I sat back, closed my eyes, and observed the images that came to mind. When I allow these things to happen, I am both clairvoyant and clairaudient. Eyes open, I’m more likely to “hear” things, and with eyes closed the visual images are what I perceive. I picked up on three distinct sources, three foci of my feelings of distress. One was a shoplifter at the back of the store, who was himself psychically aware that he had been spotted, but was denying that awareness and trying to make himself believe that he was just being “paranoid”. The second was a clerk not far behind me and a little to my left, who was involved in a challenging act of till-tapping and short-changing of customers. She was getting away with it, so far, but it was a stressful juggling act. Her nervousness will probably give her away, and even if it doesn’t she will pay dearly for the few bucks she skims.
When I realized that the third source was very near and within my field of vision, I opened my eyes. This one was a young woman who, the whole time I watched her (maybe three to five minutes) was talking non-stop. I could not hear her, but from her body language as she prattled on, I could tell that her talk was “smokescreen”, a collection of lies and trivia that was covering…. Well, what it was covering was as unreal as the smokescreen. This was insanity talking. She is one of those people who cannot sit quietly in company and just be. She rattles on continuously to cover her insecurity and low self-esteem, her discomfort among people, discomfort inside her own skin. The three women standing there listening to her monologue were displaying unease and restlessness, annoyance and a desire to get away from her. Each of them did eventually manage to make her break, and then the talker got quiet and started looking around for someone else to talk at. We made brief eye contact and I looked away fast.

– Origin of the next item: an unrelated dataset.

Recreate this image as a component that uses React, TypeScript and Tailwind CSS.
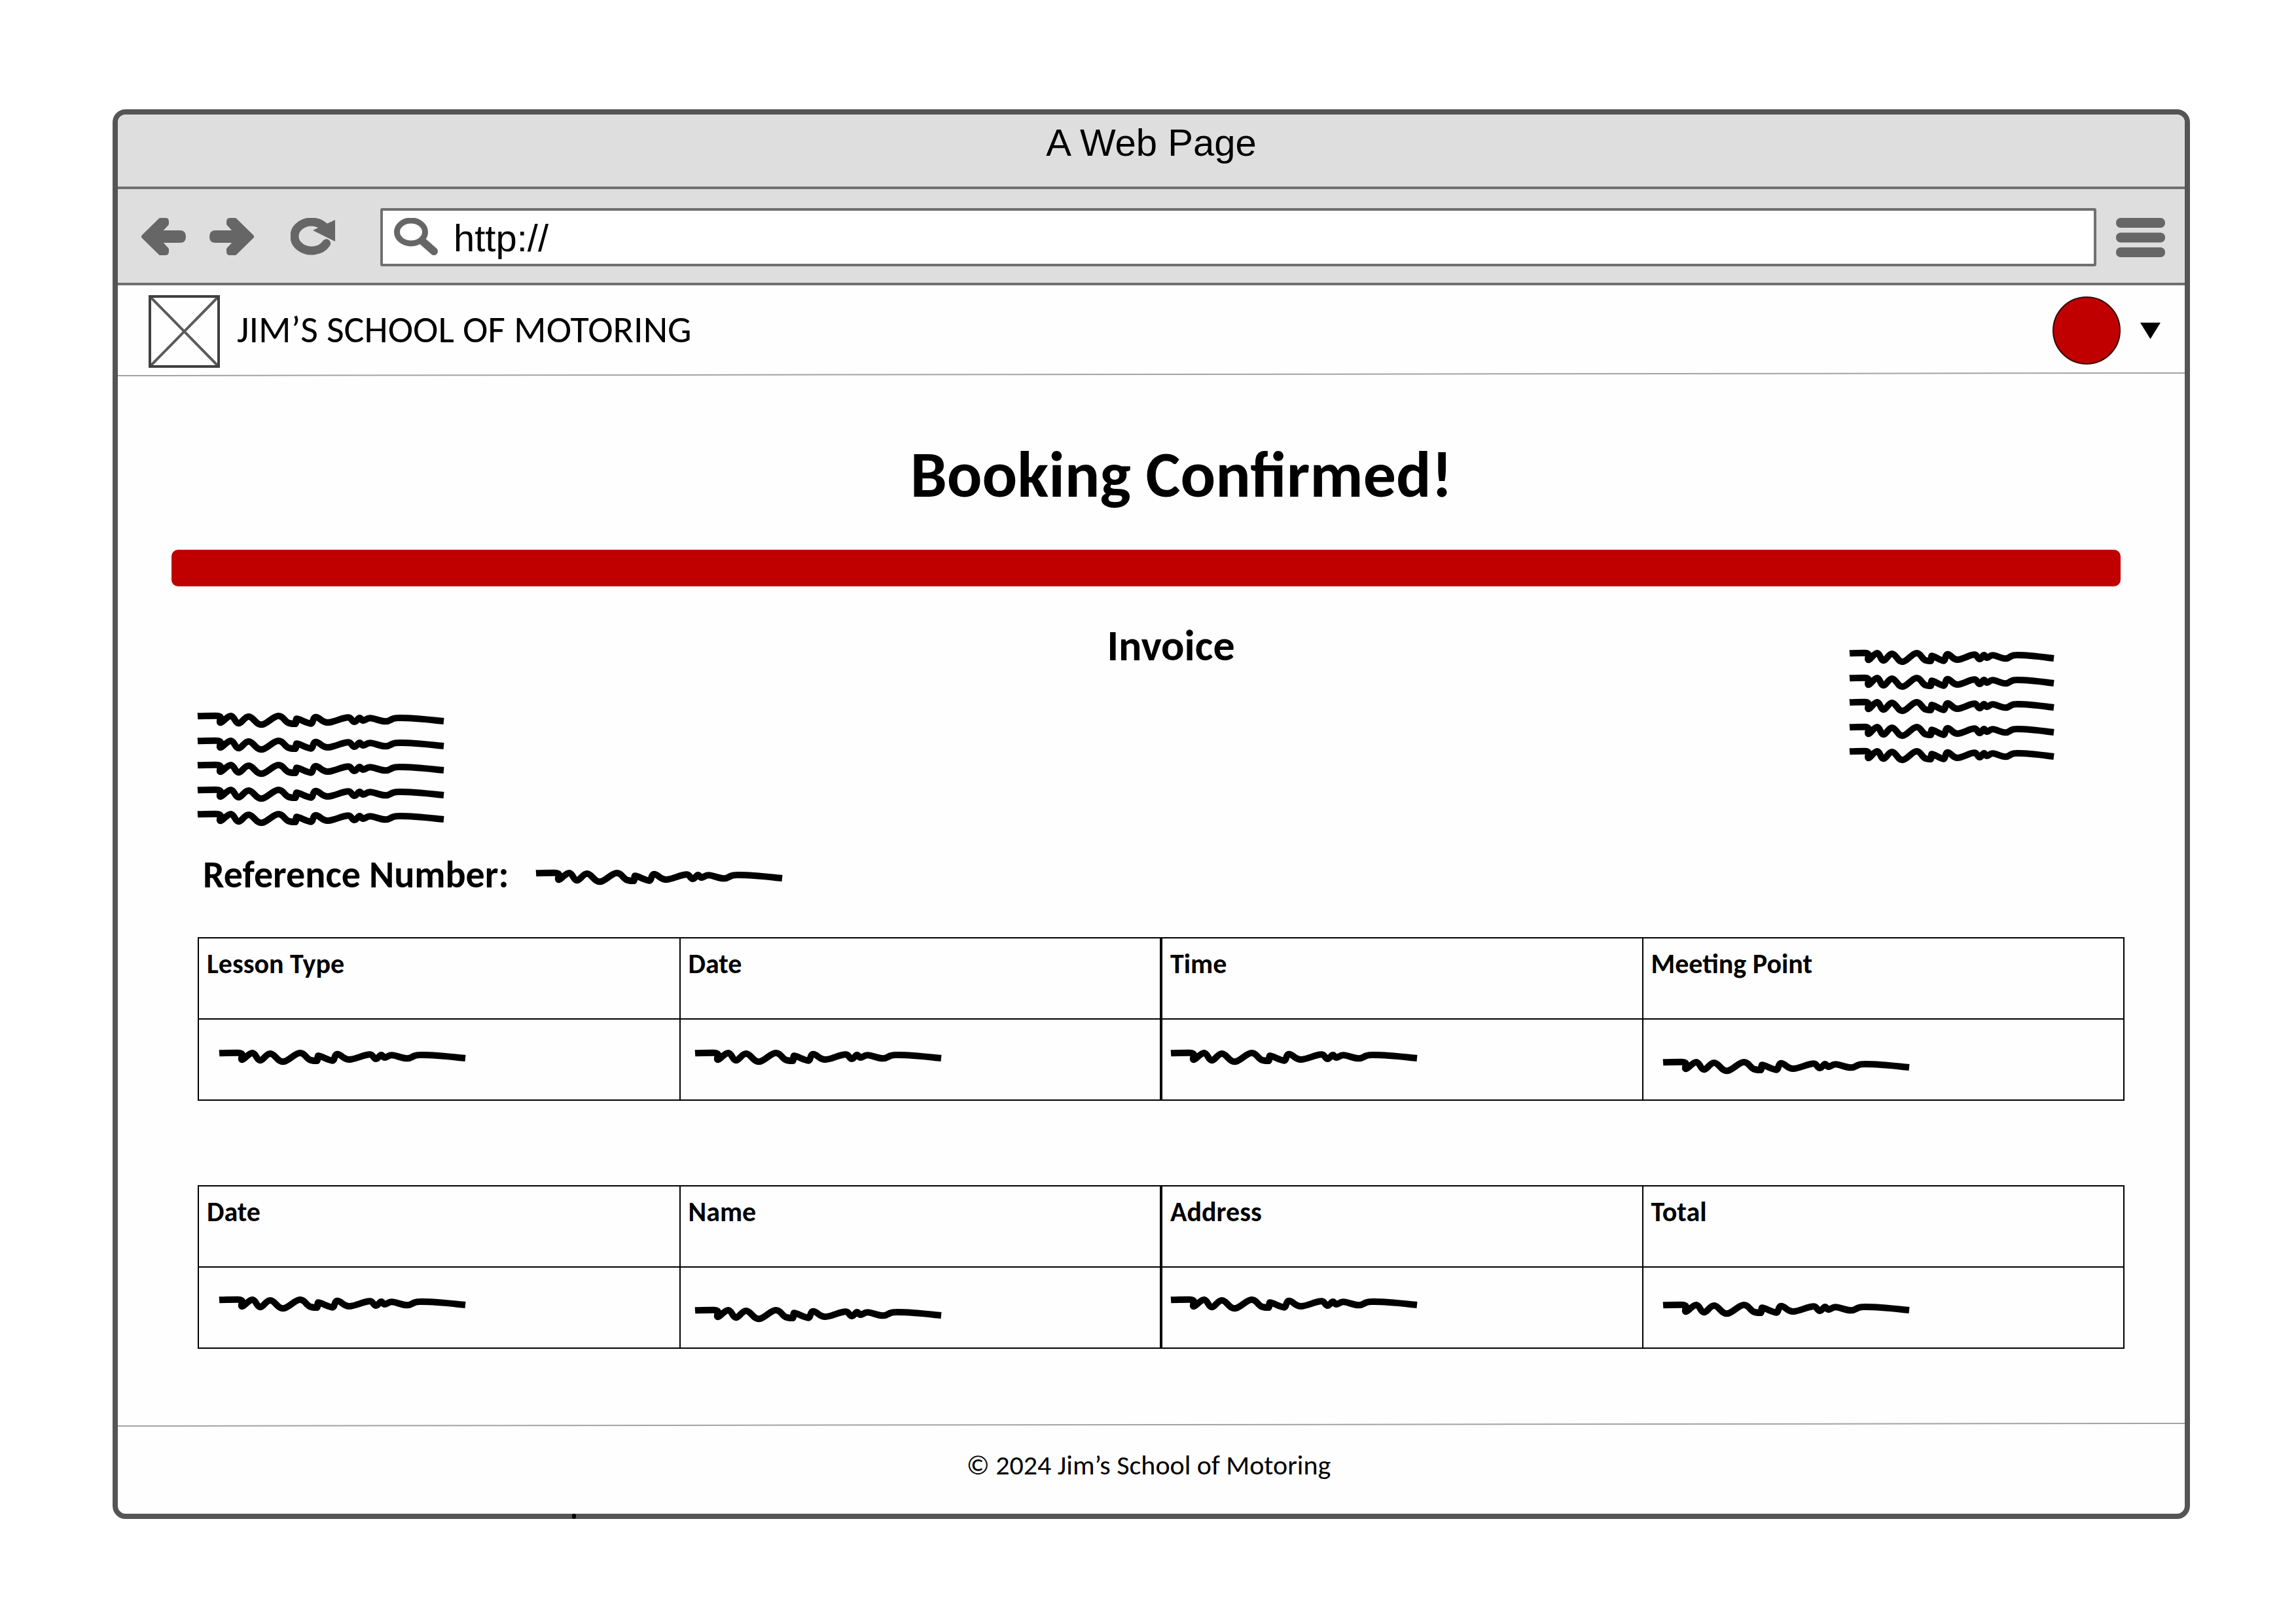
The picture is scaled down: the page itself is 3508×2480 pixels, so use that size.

Then, tonight after our meeting Greyfox and I stopped for groceries at Fred Meyer. As we were in the checkout line, my gut reacted again. I tuned in and saw the hardware department and felt the anxiety and distress of a man who needed a few practical things he could not afford to buy. I turned my thoughts away and let him wrestle with his own misgivings and fears. And that was when I remembered when I had first developed that turning away response. It was about thirty-five years ago, at the time of my psychic awakening. For a while I was avid to know what was going on everywhere with everyone all the time. Then I began to be grossed out and burned out by it all, and I started shutting it off without thinking about it. I sort of “made a deal” with the universe. I would let the small details go, leave my fellow beings their mental privacy, if the Universe would signal me when something directly affecting me was going on.
Except for my “contractual” psychic work for clients, that’s how I’ve handled the matter ever since. At that time, the “deal” was a conscious choice. In time it became an unconscious habit. For whatever reason I’m now emerging from that self-imposed third-eye blindness, it’s happening and I’m accepting it. I’m still inclined to let my fellow beings have their privacy unless they seem to need my input. The only thing that has really changed, I think, is that I intend to have a lot fewer unexplained gut aches. I suppose that I will also have a broader awareness of what’s going on around me. That seems unavoidable under the circumstances. I feel that I’m now better equipped to handle the awareness than I was thirty-five years ago.
Comments (2)
I’ve had similar experiences, but never that specific. I’ve ended up having friends who also have the same sorts of experiences, and I often joke with a one friend in particular, asking how can we turn it all off and be spiritually dead, you know… like normal people.
But it’s really only half a joke.
Wow! I’ve had gut feelings that make me physically ill, but only if something is happening to someone close to me.